AT1 bonds help banks comply with core capital requirements without relying solely on more expensive equity. They were created after the financial crisis as a way to impose losses on creditors when a bank is in trouble, instead of using taxpayer money. The notes pay a fixed rate until their first call, and then switch to a floating rate comprising a market benchmark and a spread. For investors, they carry the most risk among bank debt, but are popular because of their high yields.

Societe Generale sale comes during a busy few days for deals in Europe after several weeks of volatility in the government bond market put off issuers. Risk appetite has returned amid optimism that central banks are mostly done with interest-rate hikes and increased bets that rate cuts could be on the way next year.

The deal is the first time a European lender has raised AT1 debt in a major currency since Spain’s Banco Bilbao Vizcaya Argentaria SA issued a $1 billion bond at 9.375% almost two months ago. That sale saw high demand, with orders more than three times the offer size. In October, Mitsubishi UFJ Financial Group Inc sold the first dollar-denominated AT1 by a Japanese bank at 8.2%, also seeing very high investor demand, according to a person familiar with the matter.

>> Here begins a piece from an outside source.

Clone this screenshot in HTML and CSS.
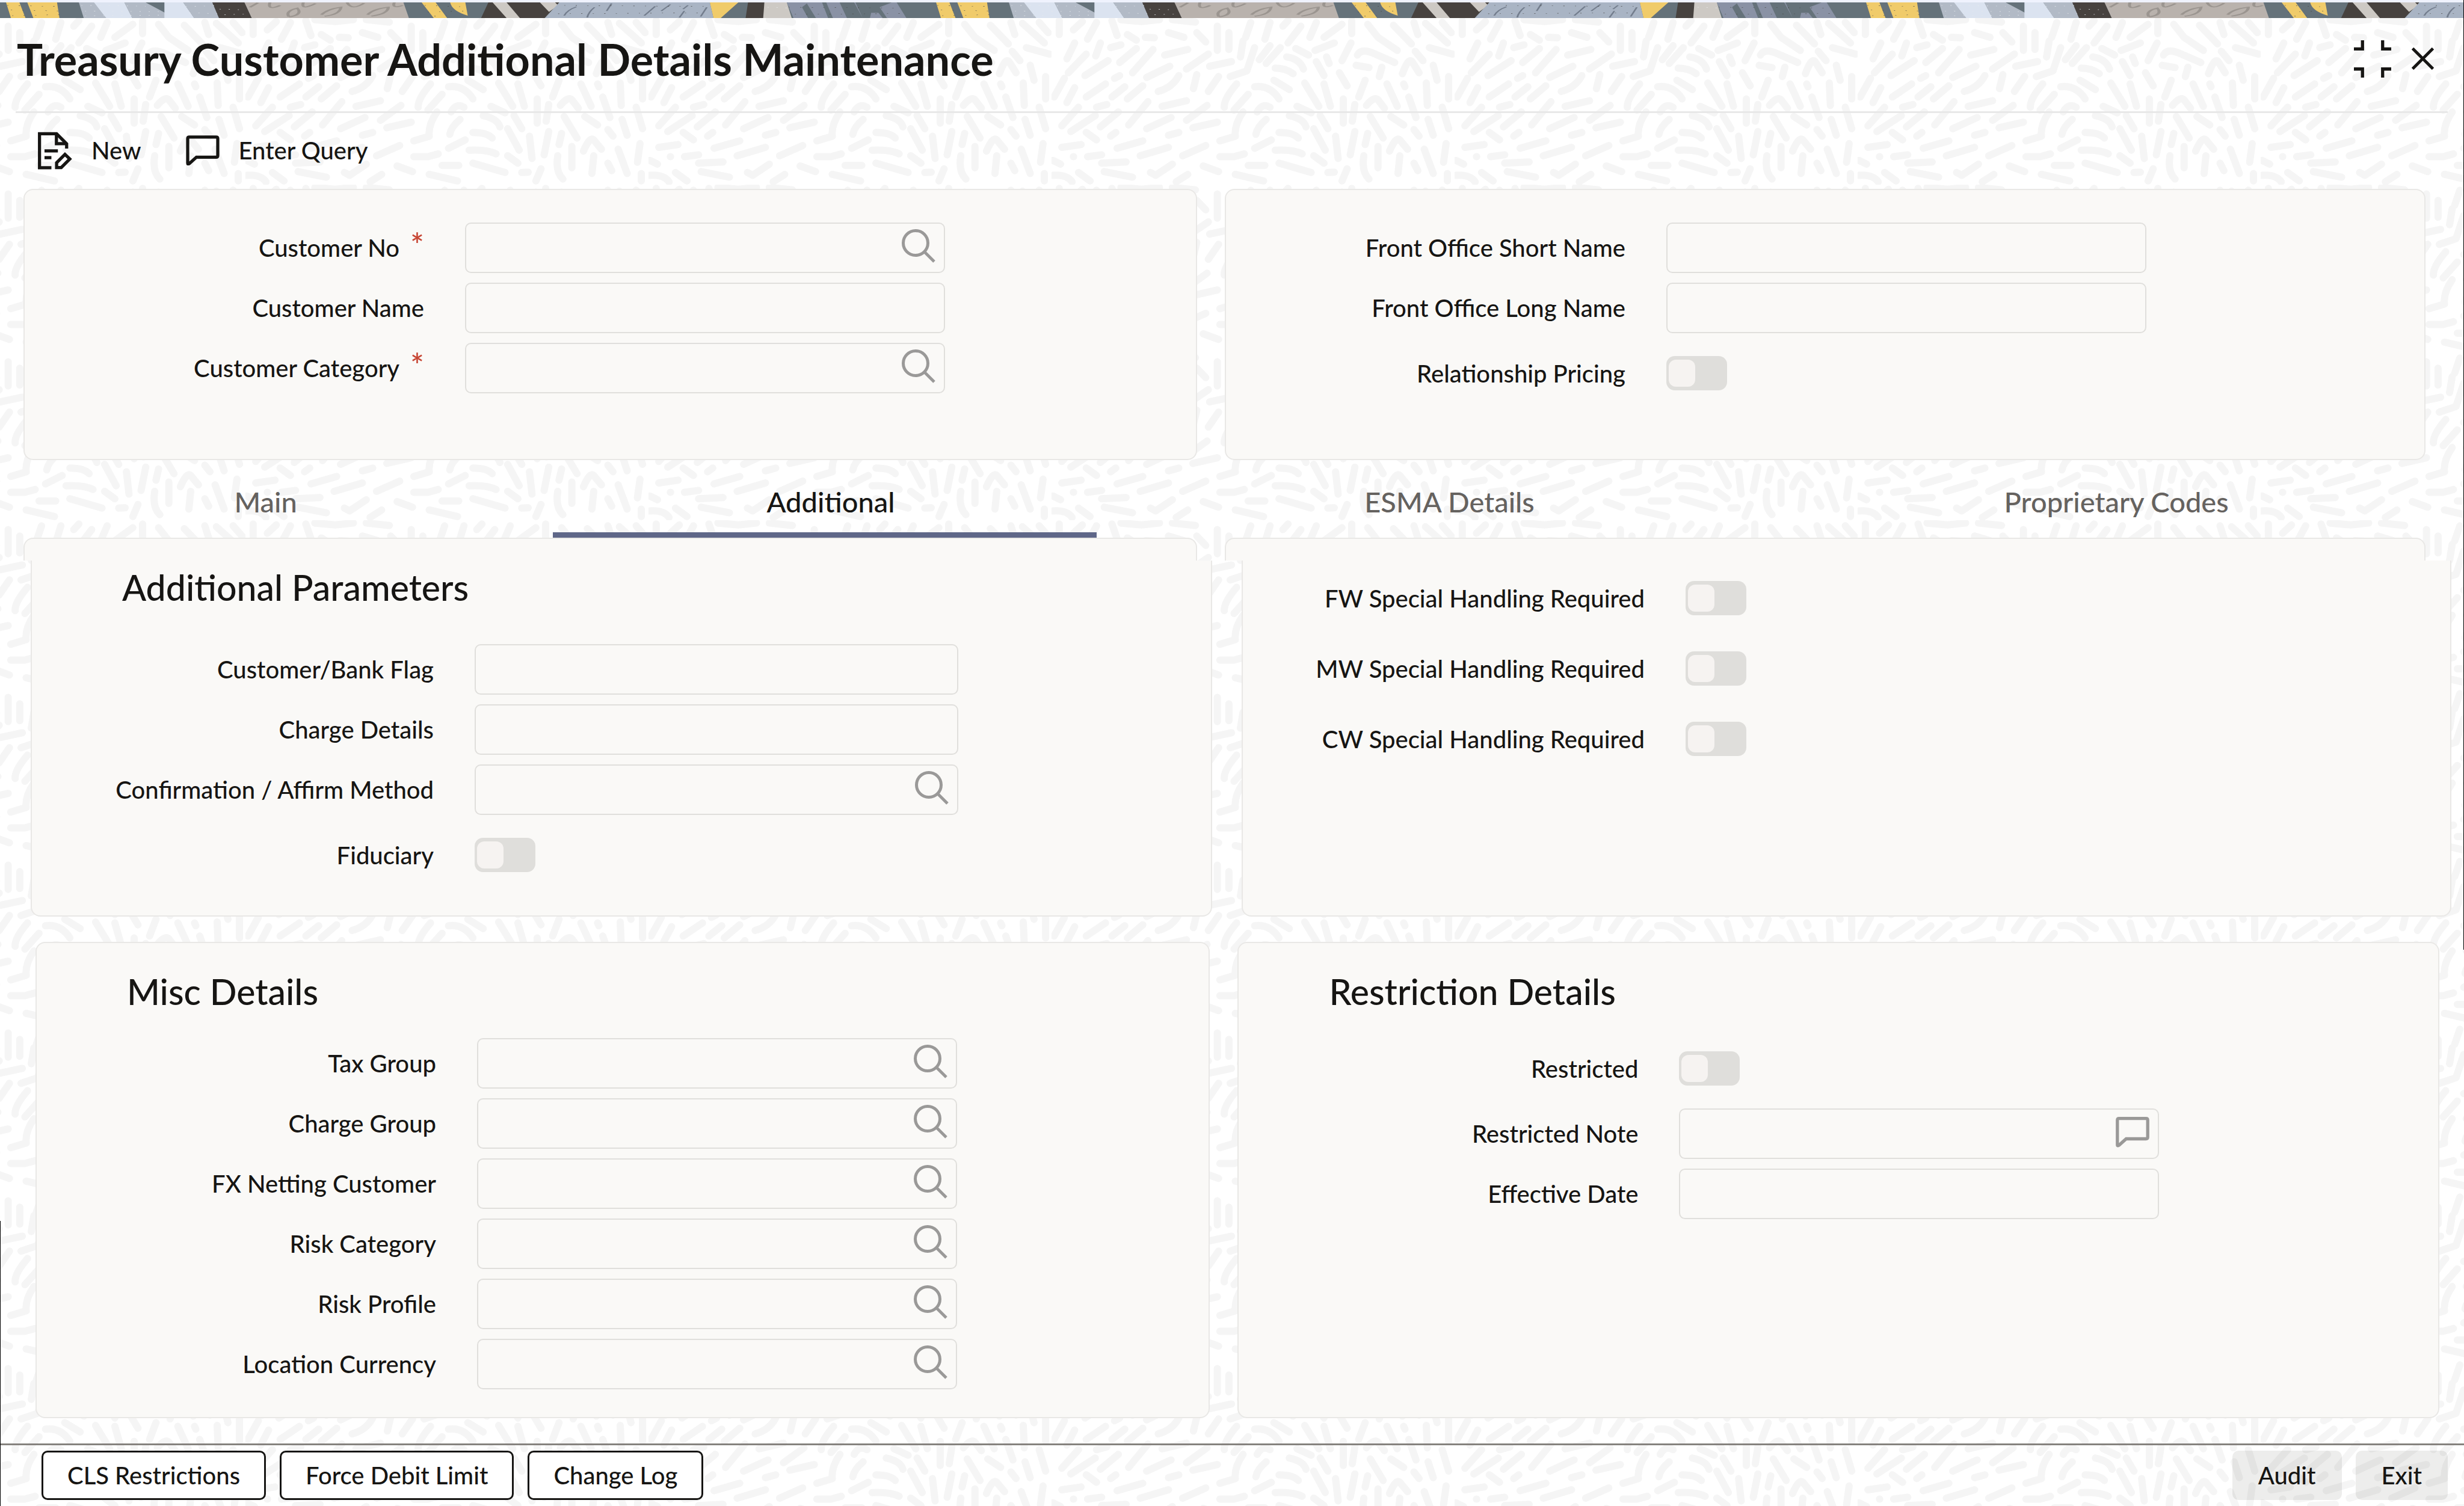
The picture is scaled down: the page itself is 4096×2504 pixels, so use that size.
FILE: index.html
```html
<!DOCTYPE html>
<html lang="en">
<head>
    <meta charset="utf-8">
    <title>Treasury Customer Additional Details Maintenance</title>
    <link rel="stylesheet" href="styles.css">
</head>
<body>

    <!-- Shared icons -->
    <svg class="sprite" aria-hidden="true">
        <symbol id="icon-search" viewBox="0 0 56 56">
            <circle cx="23" cy="23" r="20.500" fill="none" stroke="currentColor" stroke-width="5"/>
            <path d="M38 38L54 54" fill="none" stroke="currentColor" stroke-width="5"/>
        </symbol>
        <symbol id="icon-note" viewBox="0 0 180 162">
            <path d="M9 150V18Q9 9 18 9H162Q171 9 171 18V109Q171 118 162 118H56L18 152Q9 158 9 150Z" fill="none" stroke="currentColor" stroke-width="17"/>
        </symbol>
        <symbol id="icon-new" viewBox="80 40 186 204">
            <g fill="none" stroke="currentColor" stroke-width="17">
                <path d="M155 234H91V51H183L237 105V131"/>
                <path d="M182 51V104H236"/>
                <path d="M118 143H190M118 180H155"/>
                <path d="M183 233V207L228 162L254 187L208 233Z"/>
            </g>
        </symbol>
        <symbol id="icon-restore" viewBox="0 0 200 200">
            <path d="M0 46H46V0M154 0V46H200M0 154H46V200M154 200V154H200" fill="none" stroke="currentColor" stroke-width="17"/>
        </symbol>
        <symbol id="icon-close" viewBox="0 0 120 120">
            <path d="M5 5L115 115M115 5L5 115" fill="none" stroke="currentColor" stroke-width="16"/>
        </symbol>
    </svg>

    <div class="page">
        <div class="banner"></div>

        <header class="header">
            <h1>Treasury Customer Additional Details Maintenance</h1>
            <div class="window-buttons">
                <button class="restore" aria-label="Restore"><svg><use href="#icon-restore"/></svg></button>
                <button class="close" aria-label="Close"><svg><use href="#icon-close"/></svg></button>
            </div>
        </header>

        <div class="toolbar">
            <button><svg class="new"><use href="#icon-new"/></svg>New</button>
            <button><svg class="note"><use href="#icon-note"/></svg>Enter Query</button>
        </div>

        <main>
            <!-- Customer -->
            <div class="columns">
                <section class="panel">
                    <div class="row required">
                        <label for="customerNo">Customer No</label>
                        <div class="control"><input type="text" id="customerNo"><button aria-label="Search Customer No"><svg><use href="#icon-search"/></svg></button></div>
                    </div>
                    <div class="row">
                        <label for="customerName">Customer Name</label>
                        <div class="control"><input type="text" id="customerName"></div>
                    </div>
                    <div class="row required">
                        <label for="customerCategory">Customer Category</label>
                        <div class="control"><input type="text" id="customerCategory"><button aria-label="Search Customer Category"><svg><use href="#icon-search"/></svg></button></div>
                    </div>
                </section>
                <section class="panel">
                    <div class="row">
                        <label for="shortName">Front Office Short Name</label>
                        <div class="control"><input type="text" id="shortName"></div>
                    </div>
                    <div class="row">
                        <label for="longName">Front Office Long Name</label>
                        <div class="control"><input type="text" id="longName"></div>
                    </div>
                    <div class="row switch-row">
                        <label for="pricing">Relationship Pricing</label>
                        <input type="checkbox" class="switch" id="pricing">
                    </div>
                </section>
            </div>

            <nav class="tabs" role="tablist">
                <button role="tab">Main</button>
                <button role="tab" class="active" aria-selected="true">Additional</button>
                <button role="tab">ESMA Details</button>
                <button role="tab">Proprietary Codes</button>
            </nav>

            <!-- Additional tab -->
            <div class="columns lip">
                <div class="panel"></div>
                <div class="panel"></div>
            </div>
            <div class="columns parameters">
                <section class="panel">
                    <h2>Additional Parameters</h2>
                    <div class="row">
                        <label for="bankFlag">Customer/Bank Flag</label>
                        <div class="control"><input type="text" id="bankFlag"></div>
                    </div>
                    <div class="row">
                        <label for="chargeDetails">Charge Details</label>
                        <div class="control"><input type="text" id="chargeDetails"></div>
                    </div>
                    <div class="row">
                        <label for="affirmMethod">Confirmation / Affirm Method</label>
                        <div class="control"><input type="text" id="affirmMethod"><button aria-label="Search Method"><svg><use href="#icon-search"/></svg></button></div>
                    </div>
                    <div class="row switch-row">
                        <label for="fiduciary">Fiduciary</label>
                        <input type="checkbox" class="switch" id="fiduciary">
                    </div>
                </section>
                <section class="panel">
                    <div class="row switch-row">
                        <label for="fw">FW Special Handling Required</label>
                        <input type="checkbox" class="switch" id="fw">
                    </div>
                    <div class="row switch-row">
                        <label for="mw">MW Special Handling Required</label>
                        <input type="checkbox" class="switch" id="mw">
                    </div>
                    <div class="row switch-row">
                        <label for="cw">CW Special Handling Required</label>
                        <input type="checkbox" class="switch" id="cw">
                    </div>
                </section>
            </div>

            <div class="columns details">
                <section class="panel">
                    <h2>Misc Details</h2>
                    <div class="row">
                        <label for="taxGroup">Tax Group</label>
                        <div class="control"><input type="text" id="taxGroup"><button aria-label="Search Tax Group"><svg><use href="#icon-search"/></svg></button></div>
                    </div>
                    <div class="row">
                        <label for="chargeGroup">Charge Group</label>
                        <div class="control"><input type="text" id="chargeGroup"><button aria-label="Search Charge Group"><svg><use href="#icon-search"/></svg></button></div>
                    </div>
                    <div class="row">
                        <label for="fxNetting">FX Netting Customer</label>
                        <div class="control"><input type="text" id="fxNetting"><button aria-label="Search FX Netting Customer"><svg><use href="#icon-search"/></svg></button></div>
                    </div>
                    <div class="row">
                        <label for="riskCategory">Risk Category</label>
                        <div class="control"><input type="text" id="riskCategory"><button aria-label="Search Risk Category"><svg><use href="#icon-search"/></svg></button></div>
                    </div>
                    <div class="row">
                        <label for="riskProfile">Risk Profile</label>
                        <div class="control"><input type="text" id="riskProfile"><button aria-label="Search Risk Profile"><svg><use href="#icon-search"/></svg></button></div>
                    </div>
                    <div class="row">
                        <label for="currency">Location Currency</label>
                        <div class="control"><input type="text" id="currency"><button aria-label="Search Location Currency"><svg><use href="#icon-search"/></svg></button></div>
                    </div>
                </section>
                <section class="panel">
                    <h2>Restriction Details</h2>
                    <div class="row switch-row">
                        <label for="restricted">Restricted</label>
                        <input type="checkbox" class="switch" id="restricted">
                    </div>
                    <div class="row">
                        <label for="restrictedNote">Restricted Note</label>
                        <div class="control"><input type="text" id="restrictedNote"><button aria-label="Edit Restricted Note"><svg><use href="#icon-note"/></svg></button></div>
                    </div>
                    <div class="row">
                        <label for="effectiveDate">Effective Date</label>
                        <div class="control"><input type="text" id="effectiveDate"></div>
                    </div>
                </section>
            </div>
        </main>

        <footer class="footer">
            <button>CLS Restrictions</button>
            <button>Force Debit Limit</button>
            <button>Change Log</button>
            <button class="plain first">Audit</button>
            <button class="plain">Exit</button>
        </footer>
    </div>

</body>
</html>
```
FILE: styles.css
```css
* { box-sizing: border-box; }
body { margin: 0; font-family: Lato, "Noto Sans", sans-serif; font-size: 40px; font-weight: 500; line-height: 52px; color: #161513; background-color: white; }
button, input { font: inherit; color: inherit; margin: 0; }
button { background: none; border: none; padding: 0; cursor: pointer; }
svg { display: block; }
.sprite { display: none; }

.page {
    position: relative; min-height: 100vh; display: flex; flex-direction: column;
    background-position: 2418px 28px; background-size: 670px 279px;
    background-image: url("data:image/svg+xml,<svg xmlns='http://www.w3.org/2000/svg' viewBox='0 0 1568 900' preserveAspectRatio='none'><path vector-effect='non-scaling-stroke' fill='none' stroke='%23f5f5f5' stroke-width='12' stroke-linecap='round' stroke-linejoin='round' d='M30 20V95M85 70L120 25M140 120L175 30M235 20L255 100M270 15L350 25L420 15M470 15L560 28M295 95L330 125M365 110L400 112M455 85L515 110M565 85L600 135M645 50V180M690 85V175M775 30L755 110M850 30L830 120M900 50L920 20M970 50L920 140M1030 30L1005 110M1130 40L1060 110M1168 20V90M230 165L270 150M90 140L60 225M190 140L172 210M135 200L65 300M330 170L265 245M395 175L315 300M440 205L530 175M610 200L525 280M745 130L735 215M850 155L808 230M890 165L835 250M950 170L1000 205M1025 180L1100 140M1165 140L1130 235M1070 215L1080 250M1230 40L1270 110L1345 180M1330 45L1400 145M1410 30L1425 95M1455 35L1540 140M1520 30L1555 85M1470 165L1560 200M1190 205Q1205 165 1260 200L1335 245M1415 185L1445 235M1365 305Q1390 210 1405 245L1430 300M220 235L130 315M460 265L370 325M615 265L700 240M790 165L760 290L695 320M915 215Q965 225 980 280M870 275Q910 275 940 305M1030 240L1060 315M1185 260L1235 272M1285 270L1275 320M1485 260L1500 340M50 330L10 430M245 330L265 315M495 315Q470 380 415 400M565 310L552 385M650 320L610 400M865 340L925 390M1120 300L1150 370M985 355L1040 480M1060 360L1085 480M1220 340L1195 430M1305 360L1345 480M1370 360L1375 375M1458 355L1462 475M1545 320V440M210 360L135 430M285 375L235 430M90 380L60 460M355 370L295 440M720 360Q670 440 672 485M765 415L710 500M790 375Q850 365 885 440M1225 475Q1255 425 1270 445L1295 490M1390 430L1418 540M175 485L215 470M375 455L300 580M430 480L525 450M605 475L525 555M800 510Q820 460 850 485M955 480L1010 515M1135 440V570M1180 470L1170 560M1520 485L1545 600M105 485L40 585M170 530L75 615M260 510L190 590M465 540L370 600M550 595L645 565M745 510Q710 580 715 640L655 665M835 550Q800 590 795 630M925 530Q980 545 990 590M1045 530L1075 600M1240 535L1290 650M1320 535L1370 580M1465 550L1485 635M1410 605L1430 640M135 620L175 660M230 640L250 620M455 635L495 620M855 660L790 705M885 620Q940 620 960 650M1020 600L1065 715M1105 640L1115 760M1180 615L1162 740M1230 625L1220 685M1315 720Q1340 640 1355 660L1385 710M40 700L115 685M255 705L355 665M345 745L455 700M600 690L510 745M870 715Q940 710 975 735M655 750H710L750 735M85 750H86M140 750L195 740M1020 745L1060 785M1270 695V810M1450 710L1485 840M1535 680L1525 780M5 770L35 790M195 785L290 778M205 830L315 860M470 790L405 850L385 835M590 800L650 830M765 797H830M885 785L1010 835M715 845L825 880M1075 835L1100 833M1150 815L1130 880M1215 745Q1205 830 1235 870M1355 745L1348 840M1410 785L1425 825M1540 840V880M5 850Q60 845 80 885M105 835L150 880M530 845L485 885'/></svg>");
}
/* Window edges */
.page::before, .page::after { content: ""; position: absolute; width: 1px; background-color: black; }
.page::before { left: 0; top: 81%; bottom: 0; }
.page::after { right: 0; top: 0; height: 63%; }

.banner {
    height: 30px; border-top: 4px solid #eff2fd; background-size: 1546px 26px;
    background-image: url("data:image/svg+xml,<svg xmlns='http://www.w3.org/2000/svg' viewBox='0 14 1533 84' preserveAspectRatio='none'><path fill='%2365727a' d='M0 14H1533V98H0Z'/><path fill='%23f0cb6a' d='M10 14L18 98H42L32 14ZM45 14L55 98H98L94 14ZM695 14L715 98H737L718 14ZM742 14Q745 60 771 85L767 14ZM1170 14L1176 98H1188L1217 14Z'/><path fill='%23b2bac6' d='M130 14L138 98H175L158 14ZM205 14L218 98H272V70L240 14ZM302 14L320 98H361L350 14Z'/><path fill='%23dbe3f0' d='M155 14L175 98H218L205 14ZM271 14V98H320L302 14Z'/><path fill='%2347423f' d='M350 14L361 98H415L403 14ZM805 14L793 98H898L922 14ZM1233 14L1229 98H1260V14Z'/><path fill='%23b9b2ad' d='M403 14L415 98H674L665 14Z'/><path fill='%23cdc9c4' d='M812 14L835 98H857L835 14ZM890 14L905 65L920 30L915 14ZM1260 14L1258 98H1305L1297 14Z'/><path fill='%23a9b4c4' d='M922 14L898 98H1176L1170 14Z'/><path fill='%238a92a5' d='M1297 14L1308 98H1332L1322 40L1330 20L1345 98H1365L1355 14ZM1362 14L1373 98H1396L1384 14ZM1408 14L1422 98H1455L1448 70H1436L1434 98H1422L1410 14H1470L1450 40L1462 98H1494L1478 14Z'/><path fill='none' stroke='%239b9590' stroke-width='5' d='M412 40L425 16M445 14Q440 60 462 30M476 90Q470 60 490 45Q500 80 476 92M500 14Q495 60 520 20M530 80Q540 50 562 40Q560 80 535 88M572 14Q580 60 600 18M606 80Q615 50 640 40Q640 75 612 88M650 14Q645 50 664 30'/><path fill='none' stroke='%23737d8d' stroke-width='3' d='M930 85Q935 55 950 38M968 95Q970 65 980 40M1000 60L1008 20M1062 85L1080 35M1090 60L1105 25M1120 95L1128 60M1126 50L1134 30M1155 90L1165 40'/><path fill='none' stroke='%234a4a48' stroke-width='2' stroke-dasharray='2 17' d='M12 30L96 36M18 55L98 60M20 85L98 80M700 30L770 38M705 66L765 60M716 88L736 86M930 30L1160 36M920 75L1165 70M1300 40L1480 44M1310 78L1490 74'/><path fill='none' stroke='%23e8eaee' stroke-width='2' stroke-dasharray='2 13' d='M134 30L240 34M140 60L262 64M140 86L270 82M306 36L354 32M312 70L358 74M362 50L404 54M370 80L410 76M1265 40L1300 44'/></svg>");
}

.header { display: flex; align-items: center; justify-content: space-between; height: 158px; margin: 0 27px 0 26px; padding: 0 23px 20px 2px; border-bottom: 3px solid #e8e8e8; }
.header h1 { margin: 0; font-size: 72px; line-height: 88px; font-weight: 700; }
.window-buttons { display: flex; align-items: center; gap: 34px; }
.restore svg { width: 62px; height: 62px; }
.close svg { width: 37px; height: 37px; }

.toolbar { display: flex; align-items: center; gap: 74px; height: 124px; margin-bottom: 2px; padding-left: 62px; }
.toolbar button { display: flex; align-items: center; gap: 32px; }
.toolbar .new { width: 58px; height: 63px; }
.toolbar .note { width: 56px; height: 50px; }

.columns { display: grid; grid-template-columns: 1951fr 1996fr; gap: 46px; padding: 0 64px 0 39px; }
.panel { background-color: #faf9f7; border: 2px solid #e9e8e6; border-radius: 16px; padding: 54px 0 92px; }
.panel h2 { margin: 0 0 44px 150px; font-size: 59px; line-height: 66px; font-weight: 500; }

.row { display: flex; align-items: center; height: 84px; margin-bottom: 16px; }
.row:last-child { margin-bottom: 0; }
.row label { width: 664px; margin-right: 68px; text-align: right; }
.switch-row { height: 101px; }
.required label::after { content: "*"; color: #c74634; margin-left: 18px; font-size: 54px; line-height: 40px; }

.control { display: flex; align-items: center; width: 798px; height: 84px; padding-right: 14px; border: 2px solid #e0dfdc; border-radius: 10px; }
.control input { flex: 1; min-width: 0; height: 100%; padding: 0 20px; border: none; outline: none; background: none; }
.control button { color: #9a9998; padding-bottom: 6px; }
.control svg { width: 56px; height: 56px; }

.switch { appearance: none; display: flex; align-items: center; width: 101px; height: 57px; padding: 4px; border-radius: 14px; background-color: #dfdedb; }
.switch::before { content: ""; width: 44px; height: 45px; border-radius: 12px; background-color: #f6f3f1; }

.tabs { display: flex; height: 129px; }
.tabs button { flex: 1 1 auto; margin: 0 56px 0 34px; padding: 8px 0 0 20px; border-top: 9px solid transparent; border-bottom: 9px solid transparent; font-size: 47px; color: #65625f; }
.tabs .active { border-bottom-color: #5f6788; color: #161513; }

.lip .panel { height: 38px; padding: 0; border-bottom: none; border-radius: 16px 16px 0 0; }
.parameters { grid-template-columns: 1964fr 2011fr; gap: 49px; padding: 0 21px 0 51px; margin-bottom: 42px; }
.parameters .panel { border-top: none; border-radius: 0 0 16px 16px; padding: 12px 0 50px; }
.parameters h2 { margin-bottom: 61px; }
.parameters label { width: 668px; }
.parameters .control { width: 804px; }
.details { padding: 0 41px 0 59px; margin-bottom: 42px; }
.details .panel { padding: 48px 0 46px; }

.footer { display: flex; gap: 23px; margin-top: auto; padding: 9px 27px 12px 69px; border-top: 3px solid #85827e; }
.footer button { height: 82px; padding: 0 40px; border: 3px solid #161513; border-radius: 10px; background-color: white; }
.footer .plain { border-color: transparent; background-color: rgba(22, 21, 19, 0.08); }
.footer .first { margin-left: auto; }
```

The sales indicate that the market for AT1 debt has long recovered from the historic $17 billion writedown of Credit Suisse securities in March. BNP Paribas SA reopened the market for dollar AT1s in August, before the jump in rates volatility inflicted another blow.

Last week, Societe Generale reported a drop in profit for the third quarter as wrong-way hedges on interest rates weighed on lending income.